I have not been blogging much lately due to my depression, but I had a few things I wanted to say so I figured I would write a new post. You see there’s very few things that you can expect to happen when you are diagnosed with Schizoaffective disorder bipolar type. You can expect mood swings and you can expect they will cycle when you least expect them to. I haven’t had a depressive episode this lengthy since undergoing ECT. I had a manic episode during our move brought on by stress but it subsided and I was pretty much stable.Then it happened I woke up and couldn’t function one morning. I couldn’t get out of bed. I just slept for 3 days basically. I knew what was happening and spoke to my doctor quickly about my symptoms and so began the process of trying to pull myself out of it.
I began taking my Zoloft and adjusted my medication and I have been mostly successful with fighting off the thoughts of self harm and voices that tell me I’m worthless. However there are some delusions and paranoia that have been creeping up again that scare me to death. You see my mood swings are easily dealt with but they tend to trigger other symptoms if I am not careful. I don’t expect to be cured of anything but you also sometimes don’t realize the symptoms of schizophrenia to creep up for no apparent reason. And if you aren’t careful and paying attention they can quickly spiral out of control into a psychotic break.

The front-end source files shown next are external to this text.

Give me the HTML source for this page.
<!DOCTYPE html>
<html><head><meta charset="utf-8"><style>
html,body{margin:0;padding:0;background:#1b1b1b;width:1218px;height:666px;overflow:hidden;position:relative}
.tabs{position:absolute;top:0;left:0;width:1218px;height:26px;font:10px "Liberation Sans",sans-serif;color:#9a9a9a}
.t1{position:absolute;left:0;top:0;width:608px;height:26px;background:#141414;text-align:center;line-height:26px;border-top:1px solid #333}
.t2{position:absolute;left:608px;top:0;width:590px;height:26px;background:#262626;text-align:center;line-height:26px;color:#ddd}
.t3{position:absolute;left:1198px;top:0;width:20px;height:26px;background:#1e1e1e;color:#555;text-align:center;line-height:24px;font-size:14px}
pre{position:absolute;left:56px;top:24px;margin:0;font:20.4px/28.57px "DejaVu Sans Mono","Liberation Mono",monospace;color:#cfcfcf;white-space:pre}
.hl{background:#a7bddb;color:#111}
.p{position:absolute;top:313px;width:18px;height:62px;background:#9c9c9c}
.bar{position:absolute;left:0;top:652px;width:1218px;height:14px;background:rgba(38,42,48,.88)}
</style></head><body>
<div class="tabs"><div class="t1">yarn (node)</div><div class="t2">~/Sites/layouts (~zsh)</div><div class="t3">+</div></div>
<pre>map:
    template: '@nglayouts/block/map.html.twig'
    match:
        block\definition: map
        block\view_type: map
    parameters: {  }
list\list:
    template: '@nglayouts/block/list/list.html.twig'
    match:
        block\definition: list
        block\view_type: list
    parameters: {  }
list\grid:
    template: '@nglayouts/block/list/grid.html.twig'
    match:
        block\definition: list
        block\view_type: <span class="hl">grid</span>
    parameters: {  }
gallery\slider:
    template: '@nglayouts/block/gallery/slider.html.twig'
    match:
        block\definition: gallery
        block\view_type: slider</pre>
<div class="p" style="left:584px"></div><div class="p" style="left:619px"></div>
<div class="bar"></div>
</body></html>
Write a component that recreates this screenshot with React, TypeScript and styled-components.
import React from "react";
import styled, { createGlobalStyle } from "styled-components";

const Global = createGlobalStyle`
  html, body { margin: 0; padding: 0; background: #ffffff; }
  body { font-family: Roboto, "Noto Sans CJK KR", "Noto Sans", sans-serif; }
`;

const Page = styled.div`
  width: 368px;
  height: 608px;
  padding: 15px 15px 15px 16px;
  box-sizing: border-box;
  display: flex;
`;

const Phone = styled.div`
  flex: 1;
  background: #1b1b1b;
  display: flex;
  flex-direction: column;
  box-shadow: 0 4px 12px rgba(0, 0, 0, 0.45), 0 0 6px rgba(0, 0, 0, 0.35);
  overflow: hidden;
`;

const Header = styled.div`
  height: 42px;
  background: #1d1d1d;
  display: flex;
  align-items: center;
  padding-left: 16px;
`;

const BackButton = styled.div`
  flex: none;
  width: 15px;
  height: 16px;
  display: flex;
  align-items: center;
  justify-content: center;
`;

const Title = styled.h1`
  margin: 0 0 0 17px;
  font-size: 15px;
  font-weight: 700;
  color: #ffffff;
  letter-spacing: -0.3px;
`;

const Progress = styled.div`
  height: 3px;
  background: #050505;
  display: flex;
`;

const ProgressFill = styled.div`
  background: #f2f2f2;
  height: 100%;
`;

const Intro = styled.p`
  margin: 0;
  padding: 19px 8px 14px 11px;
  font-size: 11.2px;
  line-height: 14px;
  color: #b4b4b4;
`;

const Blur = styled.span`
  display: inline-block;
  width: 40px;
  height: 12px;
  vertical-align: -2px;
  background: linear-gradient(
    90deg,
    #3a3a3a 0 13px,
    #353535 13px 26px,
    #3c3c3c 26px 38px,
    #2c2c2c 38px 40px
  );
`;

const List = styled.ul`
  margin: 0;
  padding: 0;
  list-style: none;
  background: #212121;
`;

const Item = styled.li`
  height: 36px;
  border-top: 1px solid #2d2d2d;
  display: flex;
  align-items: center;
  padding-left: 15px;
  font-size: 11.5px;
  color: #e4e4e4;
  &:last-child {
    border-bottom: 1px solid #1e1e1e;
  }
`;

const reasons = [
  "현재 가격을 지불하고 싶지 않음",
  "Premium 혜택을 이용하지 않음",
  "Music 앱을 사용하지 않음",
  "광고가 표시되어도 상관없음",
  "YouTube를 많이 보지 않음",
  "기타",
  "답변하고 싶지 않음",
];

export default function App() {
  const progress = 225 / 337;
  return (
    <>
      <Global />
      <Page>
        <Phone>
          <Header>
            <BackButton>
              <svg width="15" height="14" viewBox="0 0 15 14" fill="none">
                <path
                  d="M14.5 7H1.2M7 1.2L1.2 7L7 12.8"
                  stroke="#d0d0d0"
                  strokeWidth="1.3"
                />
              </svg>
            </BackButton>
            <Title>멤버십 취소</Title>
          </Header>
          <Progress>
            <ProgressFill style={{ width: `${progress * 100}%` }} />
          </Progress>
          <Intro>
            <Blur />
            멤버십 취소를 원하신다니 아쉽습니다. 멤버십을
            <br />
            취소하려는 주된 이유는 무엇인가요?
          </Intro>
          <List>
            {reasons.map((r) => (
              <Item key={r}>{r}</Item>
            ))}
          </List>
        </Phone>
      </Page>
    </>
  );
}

So what should you expect when you’re not expecting. Relapse and possibly hospitalization. Fortunately I was paying attention and have avoided my biggest fear, losing touch with reality. I wake up every day and give thanks for not being in that place for as long as I have. I know it’s not possible to completely be symptom free but at least I can hold onto my life with the steps I have learned over the years to avoid losing myself to my thoughts .
Just remember you can’t believe everything you think. And always be expecting the unexpected.